A favor de Francia
He discutido, deporte maravilloso que suelo practicar desde la dialéctica, y no desde la violencia, con un sirio: refugiado de guerra y paz, sombra dentro del paraguas de protección de refugiados de guerra que tiene Noruega. En algún momento me preguntó sobre mi opinión sobre Francia, le respondí de manera positiva. Me llamo estúpido sin mirarme a los ojos. Estábamos en una cena, no le respondí al adjetivo ni a las subordinadas ordinarias:
–Imperialista, los franceses nos han matado.

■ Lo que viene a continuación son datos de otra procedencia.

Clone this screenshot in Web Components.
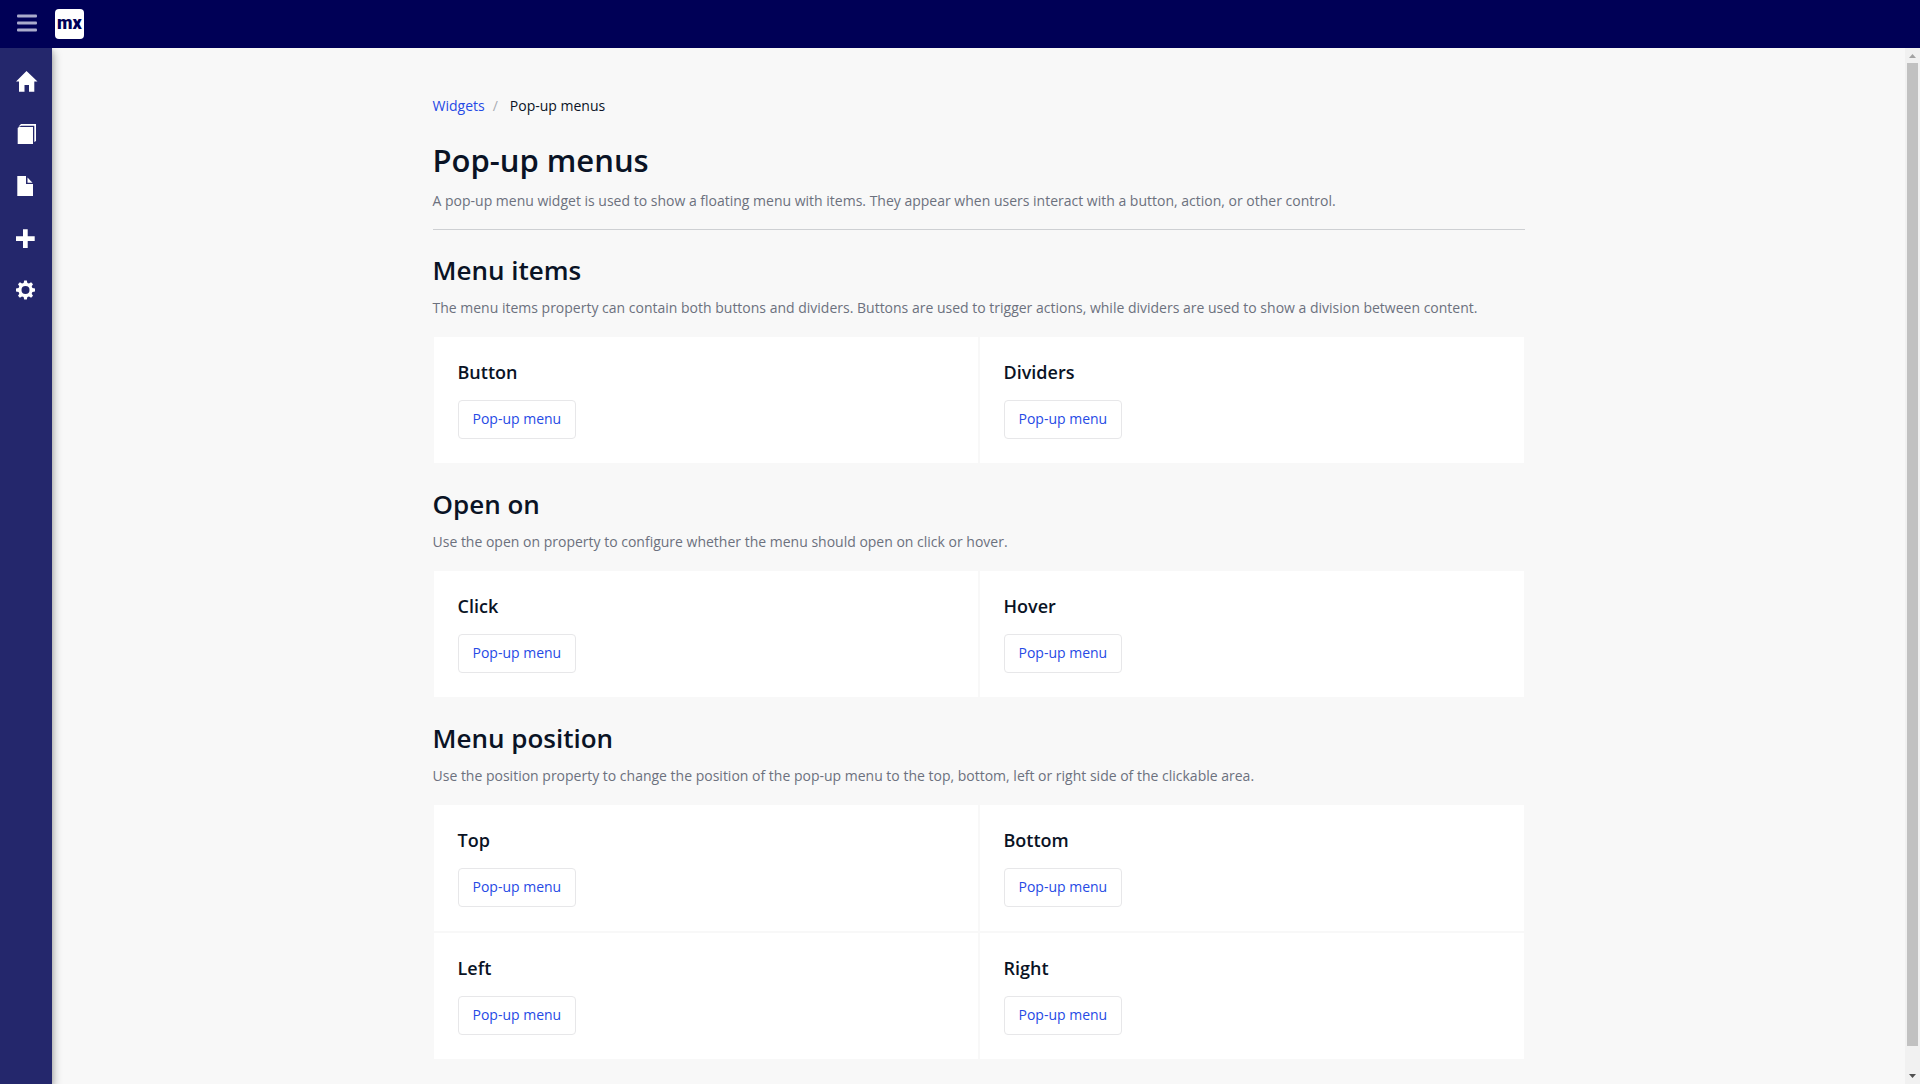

Se retrató solo, vive en el pasado y, por supuesto, no es tolerante. Me dolió Francia y los franceses, qué culpa tendrá Sartre o Édouard Louis de las fechorías de sus antepasados. Este es una reflexión de cómo una víctima a ojos de la administración se convierte en verdugo que escupe, como hizo, en nuestra conversación, miles de insultos contra la migración eritrea en el reino noruego. Por supuesto, siempre hay sitio para el postre: homofobia en copas de cristal de bohemia. Sujetó su copa, miró a la inmensidad y me dijo que yo no tenía nivel para hablar con él. Reconozco que nunca me habría esperado, hasta ese momento, un comentario así de un ciudadano que comparte pasaporte con Nizar Qabbanni. En el fondo es un pena que haya radicales disfrazados de H&M, laca y perfume de Paco Rabanne defendiendo todo aquello por lo que ha luchado el Estado noruego desde la Segunda Guerra Mundial. Este tipo de personajes que desayunan dos veces, mientras maldicen al panadero, crean odio y empatía a partes iguales. Son dos mitades de un todo: dialogar y fomentar la integración es una tarea esencial.